Caught up on witches, let us sit with creatures and plot reading lists, end of schoolyear approaching. When time allows, we’ll plant our garden. Up onto the turntable I place an album from the 1960s folk revival, rescued from a bin at Goodwill: Mark Spoelstra’s Five & Twenty Questions.
Liner notes by counterculture folksinger and novelist Richard Fariña. The latter died tragically on April 30, 1966 in a freak motorcycle accident, two days after the publication of his novel Been Down So Long It Looks Like Up to Me. Fariña is the writer to whom Thomas Pynchon dedicates Gravity’s Rainbow. Pynchon had been best man at Fariña’s wedding to Joan Baez’s sister Mimi in spring of 1962. Along with the title track, other highlights on the Spoelstra album include “On the Road Again” and “My Love is Like a Dewdrop.”

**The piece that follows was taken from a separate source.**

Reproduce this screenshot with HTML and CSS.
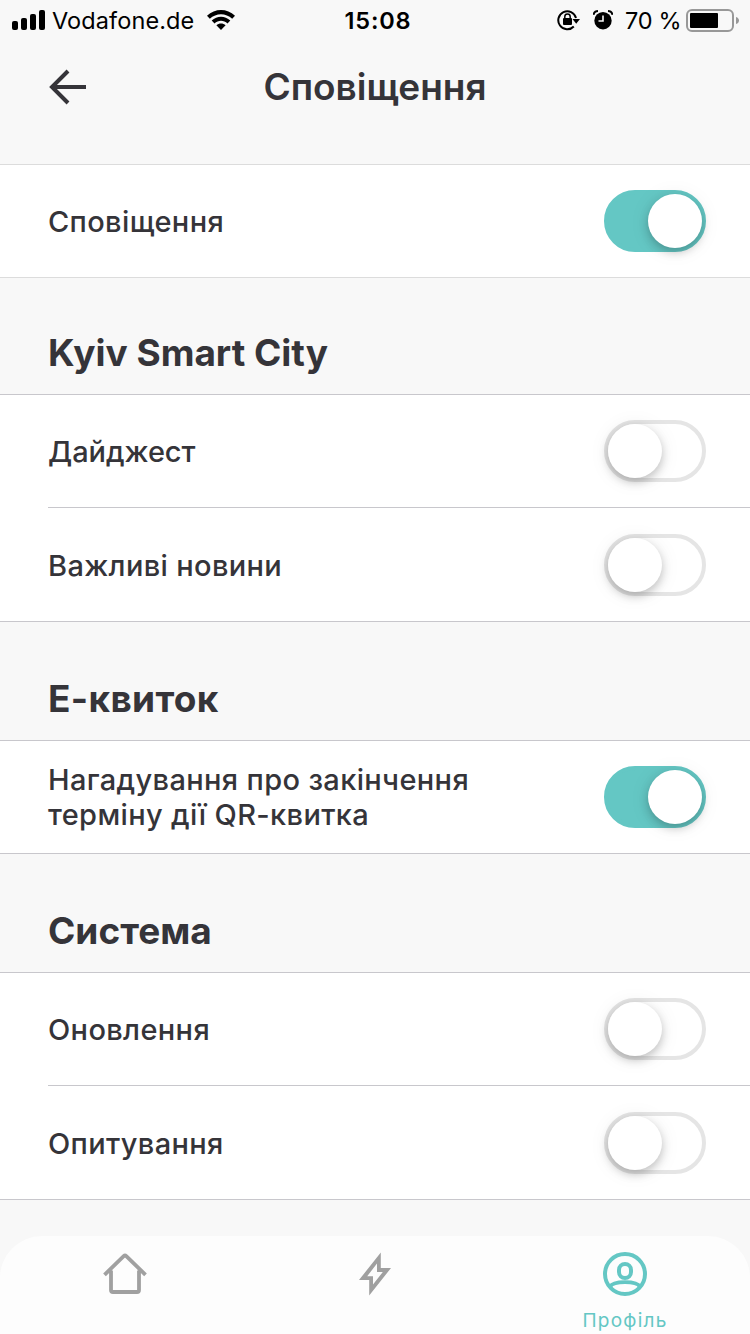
FILE: index.html
```html
<!DOCTYPE html>
<html lang="uk">
<head>
<meta charset="utf-8">
<title>Сповіщення</title>
<link rel="stylesheet" href="styles.css">
</head>
<body>
<div class="screen">
  <div class="status">
    <div class="status-left">
      <svg class="signal" width="34" height="20" viewBox="0 0 34 20"><rect x="0" y="11" width="6" height="9" rx="2"/><rect x="9" y="8" width="6" height="12" rx="2"/><rect x="18" y="4" width="6" height="16" rx="2"/><rect x="27" y="0" width="6" height="20" rx="2"/></svg>
      <span class="carrier">Vodafone.de</span>
      <svg class="wifi" width="28" height="20" viewBox="0 0 28 20"><path d="M0 5.8C8-1.9 20-1.9 28 5.8L25.2 8.7C18.8 2.6 9.2 2.6 2.8 8.7Z"/><path d="M4.7 10.6C10 5.5 18 5.5 23.3 10.6L20.5 13.4C16.8 9.9 11.2 9.9 7.5 13.4Z"/><path d="M9.4 15.3C12 12.8 16 12.8 18.6 15.3L14 20Z"/></svg>
    </div>
    <span class="clock">15:08</span>
    <div class="status-right">
      <svg class="lock" width="24" height="22" viewBox="0 0 24 22"><path d="M16.8 17.5A9 9 0 1 1 19 9" fill="none" stroke="#000" stroke-width="2"/><path d="M15.5 10H23l-3.8 4.7Z"/><rect x="6" y="9" width="9" height="7" rx="1"/><path d="M7.8 10V7.7a2.7 2.7 0 0 1 5.4 0V10" fill="none" stroke="#000" stroke-width="1.5"/></svg>
      <svg class="alarm" width="20" height="20" viewBox="0 0 20 20"><circle cx="10" cy="10.7" r="8.7"/><path d="M.5 4.8 Q1.2 1.2 5 1M19.5 4.8Q18.8 1.2 15 1" fill="none" stroke="#000" stroke-width="2"/><path d="M10 5.4V11H5.5" fill="none" stroke="#f8f8f8" stroke-width="1.6"/></svg>
      <span class="percent">70 %</span>
      <svg class="battery" width="54" height="24" viewBox="0 0 54 24"><rect x="1" y="1" width="46" height="21" rx="5" fill="none" stroke="#989898" stroke-width="2"/><rect x="4" y="4" width="28" height="15" rx="1"/><path d="M50 8c4 1 4 6 0 7Z" fill="#989898"/></svg>
    </div>
  </div>
  <header class="topbar">
    <svg class="back" width="40" height="36" viewBox="0 0 40 36"><path d="M38 18H4M20 2 4 18 20 34" fill="none" stroke="#353439" stroke-width="4"/></svg>
    <h1 class="title">Сповіщення</h1>
  </header>
  <main>
    <section class="group group-main">
      <div class="row"><span class="label">Сповіщення</span><span class="toggle on"><span class="knob"></span></span></div>
    </section>
    <h2 class="heading first">Kyiv Smart City</h2>
    <section class="group">
      <div class="row"><span class="label label-digest">Дайджест</span><span class="toggle"><span class="knob"></span></span></div>
      <div class="divider"></div>
      <div class="row tall"><span class="label">Важливі новини</span><span class="toggle"><span class="knob"></span></span></div>
    </section>
    <h2 class="heading heading-ticket">Е-квиток</h2>
    <section class="group">
      <div class="row"><span class="label">Нагадування про закінчення<br>терміну дії QR-квитка</span><span class="toggle on"><span class="knob"></span></span></div>
    </section>
    <h2 class="heading">Система</h2>
    <section class="group">
      <div class="row"><span class="label">Оновлення</span><span class="toggle"><span class="knob"></span></span></div>
      <div class="divider"></div>
      <div class="row tall"><span class="label">Опитування</span><span class="toggle"><span class="knob"></span></span></div>
    </section>
  </main>
  <nav class="tabs">
    <div class="tab"><svg width="44" height="44" viewBox="0 0 44 44"><path d="M1.5 22.8 20.7 4.2Q22 3 23.3 4.2L42.5 22.8M8 18.5V38Q8 40 10 40H34Q36 40 36 38V18.5" fill="none" stroke="#a0a0a0" stroke-width="3.8"/></svg></div>
    <div class="tab"><svg width="44" height="44" viewBox="0 0 44 44"><path fill="#a0a0a0" fill-rule="evenodd" d="M27.8 .5V16H38L16.2 43.5V28H6ZM24 11.5 14.2 24.2H20V32.5L29.8 20H24Z"/></svg></div>
    <div class="tab active"><svg width="44" height="44" viewBox="0 0 44 44" fill="none" stroke="#64c7c4" stroke-width="4"><circle cx="22" cy="22" r="20"/><rect x="16" y="12" width="12" height="14" rx="6"/><path d="M7 35C10 28.5 34 28.5 37 35" stroke-width="3.8"/></svg><span class="tab-label">Профіль</span></div>
  </nav>
</div>
</body>
</html>
```
FILE: styles.css
```css
* { box-sizing: border-box; }
body { margin: 0; font-family: Inter, "Liberation Sans", sans-serif; color: #353439; background: #f8f8f8; }
svg { display: block; flex: none; }
h1, h2 { margin: 0; }
.screen { width: 750px; height: 1334px; display: flex; flex-direction: column; overflow: hidden; }
.status { height: 40px; flex: none; display: grid; grid-template-columns: 1fr auto 1fr; align-items: center; padding: 1px 10px 0 12px; color: #000; line-height: 39px; white-space: nowrap; }
.status-left, .status-right { display: flex; align-items: center; }
.signal, .wifi, .alarm, .lock { margin-bottom: 1px; }
.status-right { justify-content: flex-end; }
.carrier { margin-left: 6px; font-size: 23.5px; letter-spacing: .1px; width: 155px; }
.clock { font-size: 23.5px; font-weight: 600; letter-spacing: .8px; padding-left: 4px; }
.alarm { margin-left: 12px; }
.percent { margin-left: 12px; width: 61px; font-size: 23.5px; letter-spacing: -.3px; }
.topbar { height: 125px; flex: none; display: grid; grid-template-columns: 1fr auto 1fr; align-items: start; border-bottom: 1px solid #dcdcdc; }
.back { margin: 29px 0 0 48px; }
.title { font-size: 37px; font-weight: 600; line-height: 44px; margin-top: 25px; }
.group { background: #fff; border-bottom: 1px solid #c8c7cc; }
.group-main { border-color: #dcdcdc; }
.row { height: 112px; padding: 0 44px 0 48px; display: flex; justify-content: space-between; align-items: center; }
.tall { height: 113px; }
.tall .label { padding-top: 1px; }
.label { font-size: 29px; line-height: 35px; font-weight: 450; letter-spacing: .35px; white-space: nowrap; }
.label-digest { letter-spacing: -.05px; }
.divider { height: 1px; margin-left: 48px; background: #c8c7cc; }
.heading { height: 119px; padding: 54px 48px 0; font-size: 37px; line-height: 46px; font-weight: 700; border-bottom: 1px solid #c8c7cc; white-space: nowrap; }
.heading-ticket { letter-spacing: .35px; }
.first { height: 117px; padding-top: 52px; }
.toggle { width: 102px; height: 62px; flex: none; border: 4px solid #e5e5e5; border-radius: 31px; display: flex; }
.knob { width: 54px; height: 54px; border-radius: 50%; background: #fff; box-shadow: 0 4px 10px rgba(0,0,0,.22), 0 2px 22px rgba(0,0,0,.07); }
.on { background: #64c7c4; border-color: #64c7c4; justify-content: flex-end; }
.tabs { flex: none; height: 98px; margin-top: 36px; background: #fdfdfd; border-radius: 42px 42px 0 0; display: grid; grid-template-columns: repeat(3, 1fr); }
.tab { display: flex; flex-direction: column; align-items: center; padding-top: 16px; }
.tab-label { margin-top: 13px; font-size: 19px; line-height: 24px; letter-spacing: 1.25px; color: #64c7c4; }
```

My mind races off in multiple directions from one line of lyric to the next while listening to A. Savage’s “Indian Style.”

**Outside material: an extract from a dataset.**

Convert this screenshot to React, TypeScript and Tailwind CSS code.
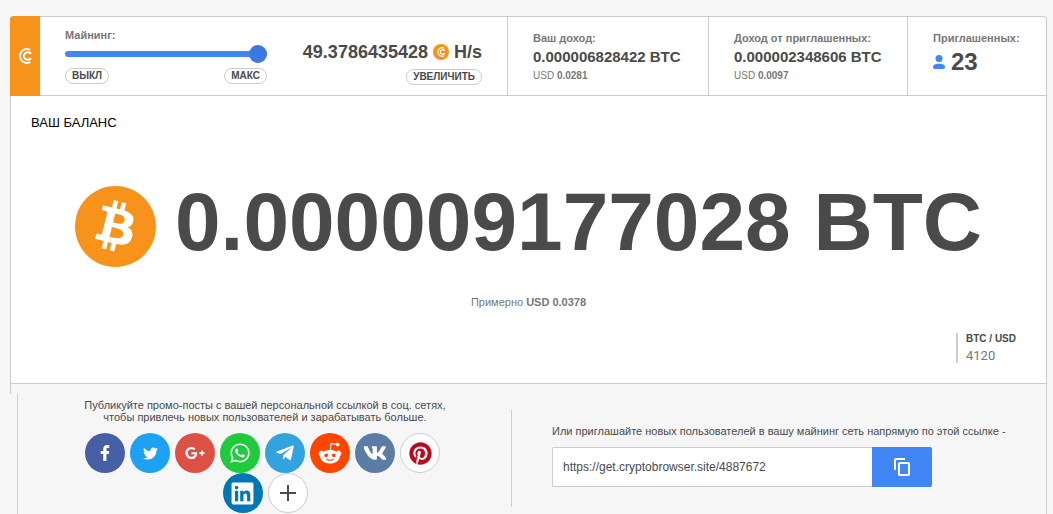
import type { ReactNode } from "react";
import {
  FaFacebookF,
  FaGooglePlusG,
  FaLinkedin,
  FaPinterest,
  FaTelegramPlane,
  FaTwitter,
  FaVk,
  FaWhatsapp,
} from "react-icons/fa";
import { SiBitcoin } from "react-icons/si";

function CryptoMark({ className }: { className: string }) {
  return (
    <svg viewBox="0 0 16 16" className={className} fill="none" stroke="currentColor" strokeLinecap="round">
      <path d="M12.6 1.7A6.9 6.9 0 1 0 12.6 14.3" strokeWidth="1.9" />
      <path d="M13.6 5.2A4.2 3.6 0 1 0 13.6 10.8" strokeWidth="1.9" />
    </svg>
  );
}

function RedditMark() {
  return (
    <svg viewBox="0 0 24 24" className="size-6" fill="currentColor">
      <path
        fillRule="evenodd"
        d="M12 9c2.6 0 4.9.6 6.6 1.7a2.7 2.7 0 1 1 3.300 4.200C21.900 19.200 17.500 22.500 12 22.500S2.100 19.200 2.100 14.900A2.700 2.700 0 1 1 5.400 10.700C7.100 9.600 9.400 9 12 9ZM8.200 12.400a1.900 1.900 0 1 0 0 3.800a1.900 1.900 0 0 0 0-3.800ZM15.800 12.400a1.900 1.900 0 1 0 0 3.800a1.900 1.900 0 0 0 0-3.800ZM7.800 18.100C10 20.600 14 20.600 16.200 18.100L15.500 17.500C13.500 19.300 10.500 19.300 8.500 17.500Z"
      />
      <path d="M12.300 9.500L13 2.500L18.500 3.400" fill="none" stroke="currentColor" strokeWidth="1.100" />
      <circle cx="19.600" cy="3.500" r="1.900" />
    </svg>
  );
}

function PillButton({ children }: { children: ReactNode }) {
  return (
    <button
      type="button"
      className="h-4 rounded-full border border-[#ccc] bg-white px-[6px] text-[10px] leading-[14px] font-bold text-[#4a4a4a]"
    >
      {children}
    </button>
  );
}

function Income({ label, value, usd }: { label: string; value: string; usd: string }) {
  return (
    <section className="border-l border-[#ccc] pt-[14px] pl-[25px] whitespace-nowrap">
      <h2 className="text-[11px] leading-4 font-bold text-[#777]">{label}</h2>
      <p className="text-[15px] leading-[22px] font-bold text-[#4a4a4a]">{value}</p>
      <p className="text-[10px] leading-4 text-[#777]">
        USD <b>{usd}</b>
      </p>
    </section>
  );
}

const networks = [
  { name: "Facebook", style: "bg-[#4760a5] text-white", icon: <FaFacebookF size={16} /> },
  { name: "Twitter", style: "bg-[#1da1f2] text-white", icon: <FaTwitter size={15} /> },
  { name: "Google+", style: "bg-[#dd5044] text-white", icon: <FaGooglePlusG size={20} /> },
  { name: "WhatsApp", style: "bg-[#1fcb3c] text-white", icon: <FaWhatsapp size={22} /> },
  { name: "Telegram", style: "bg-[#33a3df] text-white", icon: <FaTelegramPlane size={20} /> },
  { name: "Reddit", style: "bg-[#ff4500] text-white", icon: <RedditMark /> },
  { name: "VK", style: "bg-[#5a7ca5] text-white", icon: <FaVk size={24} /> },
  { name: "Pinterest", style: "border border-[#ccc] bg-white text-[#bd081c]", icon: <FaPinterest size={23} /> },
  { name: "LinkedIn", style: "bg-[#0077b5] text-white", icon: <FaLinkedin size={25} /> },
];

export default function App() {
  return (
    <main className="flex min-h-screen flex-col bg-[#f6f6f6] pt-4 pr-[6px] pl-[10px] font-['Liberation_Sans',Arial,sans-serif] text-[#4a4a4a]">
      <div className="flex flex-1 flex-col rounded-t border-t border-r border-[#ccc]">
        <div className="rounded-t border-l border-[#ccc] bg-white">
          <header className="-mt-px -ml-px grid grid-cols-[30px_467fr_201fr_199fr_139fr]">
            <div className="flex items-center justify-center rounded-tl bg-[#f7931a] text-white">
              <CryptoMark className="size-4" />
            </div>
            <section className="flex h-20 justify-between border-b border-[#ccc] px-[25px]">
              <div className="flex w-[202px] flex-col pt-[11px]">
                <label htmlFor="mining" className="text-[11px] leading-4 font-bold text-[#777]">
                  Майнинг:
                </label>
                <input
                  id="mining"
                  type="range"
                  defaultValue={100}
                  className="my-[2px] h-[18px] w-full appearance-none bg-transparent [&::-webkit-slider-runnable-track]:h-[6px] [&::-webkit-slider-runnable-track]:rounded-full [&::-webkit-slider-runnable-track]:bg-[#4285f4] [&::-webkit-slider-thumb]:-mt-[6px] [&::-webkit-slider-thumb]:size-[18px] [&::-webkit-slider-thumb]:appearance-none [&::-webkit-slider-thumb]:rounded-full [&::-webkit-slider-thumb]:bg-[#3b78e0]"
                />
                <div className="mt-[3px] flex justify-between">
                  <PillButton>ВЫКЛ</PillButton>
                  <PillButton>МАКС</PillButton>
                </div>
              </div>
              <div className="flex flex-col items-end pt-6">
                <p className="flex items-center gap-[5px] text-[18px] leading-6 font-bold whitespace-nowrap">
                  49.3786435428
                  <span className="flex size-4 items-center justify-center rounded-full bg-[#f7931a] text-white">
                    <CryptoMark className="size-[10px]" />
                  </span>
                  <span>H/s</span>
                </p>
                <div className="mt-[5px] flex">
                  <PillButton>УВЕЛИЧИТЬ</PillButton>
                </div>
              </div>
            </section>
            <div className="grid border-b border-[#ccc]">
              <Income label="Ваш доход:" value="0.000006828422 BTC" usd="0.0281" />
            </div>
            <div className="grid border-b border-[#ccc]">
              <Income label="Доход от приглашенных:" value="0.000002348606 BTC" usd="0.0097" />
            </div>
            <section className="border-b border-l border-[#ccc] pt-[14px] pl-[25px] whitespace-nowrap">
              <h2 className="text-[11px] leading-4 font-bold text-[#777]">Приглашенных:</h2>
              <p className="flex items-center gap-[6px] text-[24px] leading-8 font-bold">
                <svg viewBox="0 0 12 14" className="h-[14px] w-3" fill="#4285f4">
                  <circle cx="6" cy="3.6" r="3.5" />
                  <path d="M0 12.2C0 9.6 2.4 8.7 6 8.7s6 .9 6 3.5c0 1.1-.7 1.7-1.8 1.7H1.8C.7 13.9 0 13.3 0 12.2Z" />
                </svg>
                23
              </p>
            </section>
          </header>

          <section className="border-b border-[#ccc] pt-[19px] pb-5">
            <h1 className="pl-5 text-[13px] leading-4 text-black">ВАШ БАЛАНС</h1>
            <div className="mt-[47px] flex items-start justify-center gap-[19px]">
              <SiBitcoin className="mt-2 size-[81px] shrink-0 text-[#f7931a]" />
              <p className="h-24 text-[82px] leading-[88px] font-bold whitespace-nowrap">0.000009177028 BTC</p>
            </div>
            <p className="mt-5 text-center text-[11px] leading-4 text-[#777]">
              Примерно <b>USD 0.0378</b>
            </p>
            <div className="mt-[23px] mr-[30px] flex justify-end">
              <dl className="h-[30px] border-l-2 border-[#ccc] pl-2">
                <dt className="text-[10px] leading-3 font-bold">BTC / USD</dt>
                <dd className="mt-[3px] font-[Roboto,sans-serif] text-[13px] leading-4 text-[#777]">4120</dd>
              </dl>
            </div>
          </section>
        </div>

        <div className="h-[10px] border-l border-[#ccc]" />
        <div className="ml-[7px] grid flex-1 grid-cols-[494fr_534fr] border-l border-[#ccc]">
          <section className="relative flex flex-col items-center pt-[5px] after:absolute after:top-4 after:right-0 after:bottom-[7px] after:w-px after:bg-[#ccc]">
            <p className="text-center text-[11px] leading-3">
              Публикуйте промо-посты с вашей персональной ссылкой в соц. сетях,
              <br />
              чтобы привлечь новых пользователей и зарабатывать больше.
            </p>
            <div className="mt-[10px] flex max-w-[380px] flex-wrap justify-center">
              {networks.map((network) => (
                <a
                  key={network.name}
                  href="#"
                  aria-label={network.name}
                  className={`mr-[5px] flex size-10 items-center justify-center rounded-full ${network.style}`}
                >
                  {network.icon}
                </a>
              ))}
              <button
                type="button"
                aria-label="Ещё"
                className="flex size-10 items-center justify-center rounded-full border border-[#ccc] bg-white"
              >
                <svg viewBox="0 0 16 16" className="size-4" stroke="#4a4a4a" strokeWidth="2">
                  <path d="M8 0V16M0 8H16" />
                </svg>
              </button>
            </div>
          </section>
          <section className="pt-[29px] pl-10">
            <label htmlFor="invite" className="block text-[11px] leading-4 whitespace-nowrap">
              Или приглашайте новых пользователей в вашу майнинг сеть напрямую по этой ссылке -
            </label>
            <div className="mt-2 flex h-10 w-[380px] max-w-full">
              <input
                id="invite"
                type="text"
                readOnly
                value="https://get.cryptobrowser.site/4887672"
                className="min-w-0 flex-1 rounded-l-xs border border-r-0 border-[#ccc] bg-white px-[10px] text-[12px] outline-none"
              />
              <button
                type="button"
                aria-label="Копировать"
                className="flex w-[60px] items-center justify-center rounded-r-xs bg-[#4285f4] text-white"
              >
                <svg viewBox="0 0 16 18" className="h-[18px] w-4" fill="none" stroke="currentColor" strokeWidth="2">
                  <path d="M1 12V2.200Q1 1 2.200 1H11" />
                  <rect x="5" y="5" width="10" height="12" rx="1" />
                </svg>
              </button>
            </div>
          </section>
        </div>
      </div>
    </main>
  );
}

I feel dizzy at times, mind plucked from gravity. Christopher Hills’s theory of the “rainbow body” helps explain self-other differentiation. We are all light, we possessors of consciousness, divided in our impact with matter. Gravity’s Rainbow names one such cosmology. But why experience the world — what, even, is meant by that phrase, what are its bounds — once there is the possibility, even if only in capitalist fantasy, of VR devices and social media avatars for all? The self trains to become legion. Upon remembrance of death, I look around me, painfully aware of stones, moss, the sidewalk on which I stand, cars racing past. Airplanes draw lines across the sky as Sarah recalls for me the character of Ruddymane from Spenser’s The Faerie Queene. Is the beauty of a flower its complexity? Petals radiate around a point of focus, a depth, an interior. Spring weather, temperature in the 70s. I spend time after an early dinner reclining in a chair on the porch behind my house, listening to wind chimes and birdsong, observing the passage of clouds. I wish I possessed knowledge enough to identify types of birds by song. Church bells sound to announce a religious holiday as neighbors converse across the street. Events often occur this way: several parts arriving into sense simultaneously in proximity to a subject.